begin Data extract
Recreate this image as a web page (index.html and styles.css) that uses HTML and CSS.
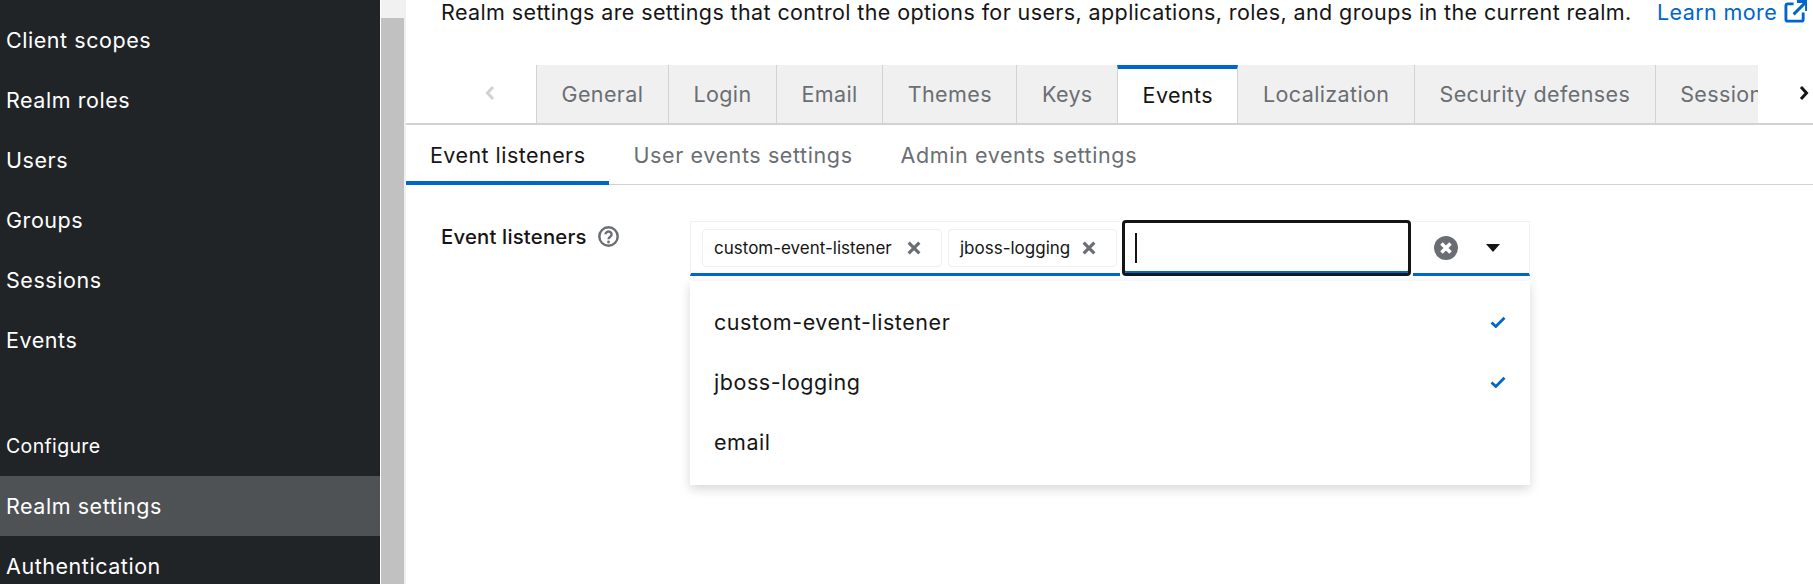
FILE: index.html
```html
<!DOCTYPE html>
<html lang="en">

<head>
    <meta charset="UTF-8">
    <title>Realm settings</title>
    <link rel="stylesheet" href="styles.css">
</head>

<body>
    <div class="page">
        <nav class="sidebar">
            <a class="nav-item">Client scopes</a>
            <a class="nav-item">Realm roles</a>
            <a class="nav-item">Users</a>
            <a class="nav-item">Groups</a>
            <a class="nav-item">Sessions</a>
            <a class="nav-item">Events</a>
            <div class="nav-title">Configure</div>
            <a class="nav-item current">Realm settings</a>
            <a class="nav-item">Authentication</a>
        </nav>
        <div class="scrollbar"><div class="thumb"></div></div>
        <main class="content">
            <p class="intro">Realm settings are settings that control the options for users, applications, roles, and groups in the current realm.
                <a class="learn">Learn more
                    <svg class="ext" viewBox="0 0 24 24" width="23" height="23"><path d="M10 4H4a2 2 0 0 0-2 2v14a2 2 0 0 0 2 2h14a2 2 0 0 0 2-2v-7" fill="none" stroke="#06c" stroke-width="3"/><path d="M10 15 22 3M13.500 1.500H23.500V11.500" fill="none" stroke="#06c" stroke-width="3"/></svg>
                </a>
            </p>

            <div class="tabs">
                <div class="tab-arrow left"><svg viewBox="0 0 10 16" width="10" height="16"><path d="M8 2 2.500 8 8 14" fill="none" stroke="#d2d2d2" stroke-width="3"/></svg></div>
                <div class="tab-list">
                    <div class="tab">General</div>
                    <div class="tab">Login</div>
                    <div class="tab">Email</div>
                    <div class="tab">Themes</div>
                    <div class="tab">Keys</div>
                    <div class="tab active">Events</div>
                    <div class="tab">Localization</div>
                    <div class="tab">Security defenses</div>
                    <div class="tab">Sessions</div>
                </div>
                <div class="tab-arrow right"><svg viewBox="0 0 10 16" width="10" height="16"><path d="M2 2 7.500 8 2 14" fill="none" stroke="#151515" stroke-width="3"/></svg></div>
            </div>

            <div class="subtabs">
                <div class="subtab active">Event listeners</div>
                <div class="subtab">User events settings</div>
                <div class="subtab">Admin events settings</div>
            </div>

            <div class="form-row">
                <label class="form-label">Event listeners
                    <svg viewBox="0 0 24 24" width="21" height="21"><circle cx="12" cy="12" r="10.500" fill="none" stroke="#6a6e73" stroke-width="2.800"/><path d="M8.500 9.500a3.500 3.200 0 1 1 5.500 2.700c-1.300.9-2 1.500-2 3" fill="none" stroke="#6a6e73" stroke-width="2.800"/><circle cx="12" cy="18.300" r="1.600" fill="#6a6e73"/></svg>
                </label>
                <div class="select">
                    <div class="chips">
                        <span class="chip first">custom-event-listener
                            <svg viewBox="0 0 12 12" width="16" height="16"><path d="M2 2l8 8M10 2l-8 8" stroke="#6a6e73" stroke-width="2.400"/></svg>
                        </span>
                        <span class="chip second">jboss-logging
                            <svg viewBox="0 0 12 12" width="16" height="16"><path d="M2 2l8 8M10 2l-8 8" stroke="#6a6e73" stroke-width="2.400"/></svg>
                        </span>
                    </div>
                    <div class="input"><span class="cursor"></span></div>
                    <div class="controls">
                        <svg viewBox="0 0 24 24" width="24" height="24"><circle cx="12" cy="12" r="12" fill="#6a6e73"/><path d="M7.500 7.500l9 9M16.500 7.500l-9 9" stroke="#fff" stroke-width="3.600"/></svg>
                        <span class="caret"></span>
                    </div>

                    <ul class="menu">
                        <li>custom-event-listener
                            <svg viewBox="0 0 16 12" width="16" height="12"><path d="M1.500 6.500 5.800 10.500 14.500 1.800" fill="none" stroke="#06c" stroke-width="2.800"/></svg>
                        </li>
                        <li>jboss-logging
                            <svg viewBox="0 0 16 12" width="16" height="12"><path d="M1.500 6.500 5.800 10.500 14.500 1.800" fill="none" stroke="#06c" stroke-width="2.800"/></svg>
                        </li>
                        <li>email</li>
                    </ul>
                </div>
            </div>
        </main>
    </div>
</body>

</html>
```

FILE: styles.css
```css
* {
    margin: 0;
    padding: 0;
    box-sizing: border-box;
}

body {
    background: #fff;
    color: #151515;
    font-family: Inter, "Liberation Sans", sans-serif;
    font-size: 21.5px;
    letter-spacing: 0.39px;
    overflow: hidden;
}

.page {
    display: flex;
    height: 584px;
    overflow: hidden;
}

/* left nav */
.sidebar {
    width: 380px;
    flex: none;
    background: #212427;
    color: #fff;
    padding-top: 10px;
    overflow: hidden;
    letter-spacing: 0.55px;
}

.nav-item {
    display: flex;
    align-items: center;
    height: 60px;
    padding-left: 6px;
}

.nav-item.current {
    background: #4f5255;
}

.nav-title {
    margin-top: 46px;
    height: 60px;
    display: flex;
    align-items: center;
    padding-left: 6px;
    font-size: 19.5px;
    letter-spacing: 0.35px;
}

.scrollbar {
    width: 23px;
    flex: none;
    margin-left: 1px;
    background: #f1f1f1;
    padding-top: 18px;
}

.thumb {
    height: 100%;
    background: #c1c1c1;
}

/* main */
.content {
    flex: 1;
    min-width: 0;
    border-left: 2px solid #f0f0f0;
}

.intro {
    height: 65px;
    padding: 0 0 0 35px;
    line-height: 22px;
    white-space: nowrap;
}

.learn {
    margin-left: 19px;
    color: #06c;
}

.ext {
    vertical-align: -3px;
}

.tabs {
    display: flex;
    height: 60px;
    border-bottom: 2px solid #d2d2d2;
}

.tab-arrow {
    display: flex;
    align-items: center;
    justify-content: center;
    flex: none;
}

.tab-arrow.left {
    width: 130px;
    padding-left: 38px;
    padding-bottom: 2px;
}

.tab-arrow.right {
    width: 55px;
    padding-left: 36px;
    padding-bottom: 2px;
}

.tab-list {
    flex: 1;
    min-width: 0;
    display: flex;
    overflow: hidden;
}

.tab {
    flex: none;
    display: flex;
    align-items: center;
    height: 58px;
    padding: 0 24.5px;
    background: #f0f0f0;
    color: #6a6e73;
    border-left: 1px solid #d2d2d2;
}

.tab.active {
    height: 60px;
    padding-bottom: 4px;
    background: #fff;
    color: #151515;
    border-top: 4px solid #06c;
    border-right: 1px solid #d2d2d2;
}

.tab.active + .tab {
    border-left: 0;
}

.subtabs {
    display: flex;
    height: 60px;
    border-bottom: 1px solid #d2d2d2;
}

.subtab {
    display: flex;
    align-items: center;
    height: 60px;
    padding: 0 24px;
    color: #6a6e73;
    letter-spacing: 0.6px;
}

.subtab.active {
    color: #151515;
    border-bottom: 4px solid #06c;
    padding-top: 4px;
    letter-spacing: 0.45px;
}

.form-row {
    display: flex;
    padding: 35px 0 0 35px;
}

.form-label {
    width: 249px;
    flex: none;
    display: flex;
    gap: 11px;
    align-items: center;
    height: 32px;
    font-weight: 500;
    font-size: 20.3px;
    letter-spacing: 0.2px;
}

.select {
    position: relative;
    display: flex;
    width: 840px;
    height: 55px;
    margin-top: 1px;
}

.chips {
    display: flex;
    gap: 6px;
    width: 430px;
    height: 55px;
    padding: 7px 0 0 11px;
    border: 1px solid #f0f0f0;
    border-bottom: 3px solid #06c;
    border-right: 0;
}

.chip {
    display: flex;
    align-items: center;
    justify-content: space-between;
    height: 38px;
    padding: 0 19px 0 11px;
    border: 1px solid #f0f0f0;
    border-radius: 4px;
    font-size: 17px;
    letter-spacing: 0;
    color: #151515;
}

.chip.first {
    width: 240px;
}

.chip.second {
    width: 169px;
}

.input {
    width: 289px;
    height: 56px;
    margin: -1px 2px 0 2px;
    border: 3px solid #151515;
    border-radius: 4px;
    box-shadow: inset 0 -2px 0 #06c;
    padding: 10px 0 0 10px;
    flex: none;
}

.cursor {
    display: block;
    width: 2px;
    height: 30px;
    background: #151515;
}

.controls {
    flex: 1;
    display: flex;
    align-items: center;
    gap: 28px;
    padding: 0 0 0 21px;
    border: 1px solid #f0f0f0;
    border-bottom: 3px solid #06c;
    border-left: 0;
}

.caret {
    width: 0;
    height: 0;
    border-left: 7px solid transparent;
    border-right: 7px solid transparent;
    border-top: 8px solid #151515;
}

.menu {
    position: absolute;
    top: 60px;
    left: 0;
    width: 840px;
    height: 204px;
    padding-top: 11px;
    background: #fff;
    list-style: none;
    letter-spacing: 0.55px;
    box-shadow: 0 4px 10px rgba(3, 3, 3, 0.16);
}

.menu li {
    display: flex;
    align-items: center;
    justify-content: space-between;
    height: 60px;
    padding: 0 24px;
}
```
end Data extract
begin Data extract
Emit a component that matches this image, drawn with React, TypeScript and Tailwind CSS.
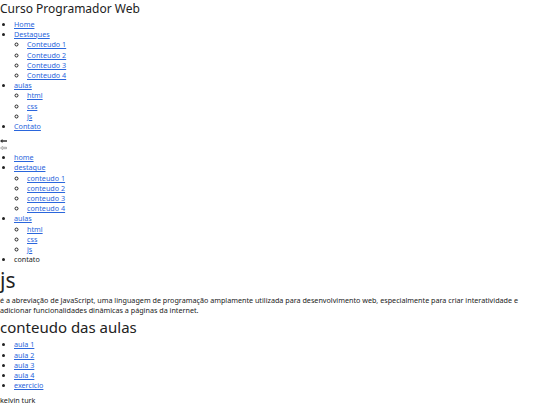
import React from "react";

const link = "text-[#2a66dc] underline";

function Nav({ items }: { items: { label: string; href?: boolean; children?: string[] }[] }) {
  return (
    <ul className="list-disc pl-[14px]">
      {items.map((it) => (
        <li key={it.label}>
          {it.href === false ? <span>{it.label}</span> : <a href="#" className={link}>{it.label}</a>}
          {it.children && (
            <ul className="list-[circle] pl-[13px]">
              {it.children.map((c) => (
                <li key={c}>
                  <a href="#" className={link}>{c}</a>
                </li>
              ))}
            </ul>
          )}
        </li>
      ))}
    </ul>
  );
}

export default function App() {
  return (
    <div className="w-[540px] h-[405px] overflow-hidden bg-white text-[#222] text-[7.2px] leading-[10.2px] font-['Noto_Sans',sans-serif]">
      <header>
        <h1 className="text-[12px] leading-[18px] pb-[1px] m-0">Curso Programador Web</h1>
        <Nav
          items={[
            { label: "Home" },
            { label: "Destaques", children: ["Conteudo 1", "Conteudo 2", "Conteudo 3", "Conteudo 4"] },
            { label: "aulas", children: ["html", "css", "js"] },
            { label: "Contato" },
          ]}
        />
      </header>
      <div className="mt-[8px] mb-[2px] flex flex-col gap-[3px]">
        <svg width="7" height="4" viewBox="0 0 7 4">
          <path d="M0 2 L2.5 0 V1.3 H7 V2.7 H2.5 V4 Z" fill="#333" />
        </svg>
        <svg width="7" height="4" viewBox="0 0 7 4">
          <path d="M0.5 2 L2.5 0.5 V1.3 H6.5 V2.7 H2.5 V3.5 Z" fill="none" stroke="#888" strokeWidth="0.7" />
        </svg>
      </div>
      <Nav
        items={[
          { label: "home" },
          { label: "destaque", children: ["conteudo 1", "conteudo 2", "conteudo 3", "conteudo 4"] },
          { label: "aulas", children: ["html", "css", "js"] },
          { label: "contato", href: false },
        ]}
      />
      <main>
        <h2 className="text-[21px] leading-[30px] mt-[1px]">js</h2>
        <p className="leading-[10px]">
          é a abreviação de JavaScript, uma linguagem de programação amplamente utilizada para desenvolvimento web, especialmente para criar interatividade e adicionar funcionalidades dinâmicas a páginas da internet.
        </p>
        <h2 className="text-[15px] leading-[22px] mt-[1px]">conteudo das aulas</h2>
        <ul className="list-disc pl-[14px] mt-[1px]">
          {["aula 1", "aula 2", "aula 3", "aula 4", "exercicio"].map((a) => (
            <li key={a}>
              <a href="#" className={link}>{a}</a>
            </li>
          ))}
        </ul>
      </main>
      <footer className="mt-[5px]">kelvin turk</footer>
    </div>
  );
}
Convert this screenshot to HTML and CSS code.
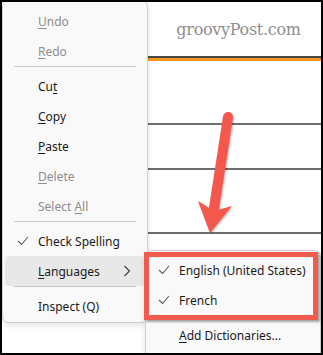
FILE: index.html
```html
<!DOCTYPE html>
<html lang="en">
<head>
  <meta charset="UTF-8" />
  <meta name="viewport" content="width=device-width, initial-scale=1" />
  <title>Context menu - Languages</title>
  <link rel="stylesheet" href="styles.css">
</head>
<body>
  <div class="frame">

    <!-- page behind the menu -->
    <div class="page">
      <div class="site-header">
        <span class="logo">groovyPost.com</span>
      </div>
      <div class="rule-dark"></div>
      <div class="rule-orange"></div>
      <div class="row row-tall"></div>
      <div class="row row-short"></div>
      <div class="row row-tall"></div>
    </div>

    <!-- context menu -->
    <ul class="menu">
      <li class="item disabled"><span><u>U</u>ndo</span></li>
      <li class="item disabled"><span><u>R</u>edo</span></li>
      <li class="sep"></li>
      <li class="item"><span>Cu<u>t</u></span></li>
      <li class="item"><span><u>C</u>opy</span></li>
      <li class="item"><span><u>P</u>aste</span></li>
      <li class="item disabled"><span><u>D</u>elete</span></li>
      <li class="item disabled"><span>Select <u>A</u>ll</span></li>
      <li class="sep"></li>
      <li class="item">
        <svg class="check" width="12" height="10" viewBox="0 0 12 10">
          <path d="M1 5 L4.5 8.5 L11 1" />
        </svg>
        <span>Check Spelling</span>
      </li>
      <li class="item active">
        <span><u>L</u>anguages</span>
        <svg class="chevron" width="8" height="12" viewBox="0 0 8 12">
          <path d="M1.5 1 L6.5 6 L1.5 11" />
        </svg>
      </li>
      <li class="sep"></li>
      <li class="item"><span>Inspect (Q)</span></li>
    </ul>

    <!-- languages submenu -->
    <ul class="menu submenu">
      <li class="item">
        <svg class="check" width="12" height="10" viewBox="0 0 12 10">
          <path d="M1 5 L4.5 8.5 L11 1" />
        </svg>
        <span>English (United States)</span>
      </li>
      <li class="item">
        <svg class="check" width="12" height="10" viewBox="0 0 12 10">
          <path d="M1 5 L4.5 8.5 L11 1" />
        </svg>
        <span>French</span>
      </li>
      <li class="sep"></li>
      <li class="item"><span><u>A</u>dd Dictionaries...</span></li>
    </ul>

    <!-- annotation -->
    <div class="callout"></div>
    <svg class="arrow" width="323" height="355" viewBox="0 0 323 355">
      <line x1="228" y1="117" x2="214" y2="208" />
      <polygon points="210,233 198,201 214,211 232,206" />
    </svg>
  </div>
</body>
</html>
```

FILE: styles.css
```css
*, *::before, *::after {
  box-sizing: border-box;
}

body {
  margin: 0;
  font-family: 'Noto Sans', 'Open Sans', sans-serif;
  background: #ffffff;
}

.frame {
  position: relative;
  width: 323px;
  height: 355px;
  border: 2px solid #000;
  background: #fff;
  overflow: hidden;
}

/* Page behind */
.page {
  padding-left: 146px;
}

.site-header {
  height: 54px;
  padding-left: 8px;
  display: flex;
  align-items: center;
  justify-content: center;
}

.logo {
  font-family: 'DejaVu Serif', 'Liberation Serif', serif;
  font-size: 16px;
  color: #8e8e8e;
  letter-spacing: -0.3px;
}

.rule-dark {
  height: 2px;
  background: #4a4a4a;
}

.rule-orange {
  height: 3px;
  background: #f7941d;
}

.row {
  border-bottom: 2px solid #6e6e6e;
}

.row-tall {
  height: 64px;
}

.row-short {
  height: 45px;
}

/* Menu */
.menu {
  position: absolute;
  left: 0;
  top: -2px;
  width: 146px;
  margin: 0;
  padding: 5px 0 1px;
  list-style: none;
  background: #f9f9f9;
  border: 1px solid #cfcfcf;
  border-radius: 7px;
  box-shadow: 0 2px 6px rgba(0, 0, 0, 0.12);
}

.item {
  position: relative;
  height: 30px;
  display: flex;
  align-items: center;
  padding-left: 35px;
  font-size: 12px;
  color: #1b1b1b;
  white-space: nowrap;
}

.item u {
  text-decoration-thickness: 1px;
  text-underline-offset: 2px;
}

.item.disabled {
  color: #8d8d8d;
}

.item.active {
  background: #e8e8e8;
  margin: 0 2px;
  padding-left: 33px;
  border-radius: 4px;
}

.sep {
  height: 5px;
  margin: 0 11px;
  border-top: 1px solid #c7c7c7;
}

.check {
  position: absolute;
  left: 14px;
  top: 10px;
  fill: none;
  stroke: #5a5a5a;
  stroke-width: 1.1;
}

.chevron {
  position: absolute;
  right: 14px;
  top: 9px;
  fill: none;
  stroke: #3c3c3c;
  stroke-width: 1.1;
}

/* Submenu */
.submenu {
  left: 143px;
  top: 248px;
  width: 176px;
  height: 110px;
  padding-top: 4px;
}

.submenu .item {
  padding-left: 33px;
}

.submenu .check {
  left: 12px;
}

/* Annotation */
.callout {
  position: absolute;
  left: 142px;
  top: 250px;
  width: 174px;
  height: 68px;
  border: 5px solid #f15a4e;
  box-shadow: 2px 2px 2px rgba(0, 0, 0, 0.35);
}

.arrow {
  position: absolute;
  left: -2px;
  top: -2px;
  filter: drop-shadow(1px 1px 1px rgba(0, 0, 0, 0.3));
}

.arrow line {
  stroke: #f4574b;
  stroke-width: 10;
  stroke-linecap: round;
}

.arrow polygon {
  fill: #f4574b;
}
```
end Data extract
> **Exercise aim**:
Of the lines above, how many include the word "that"? Reply with the number alone.

> **Exercise output**:
3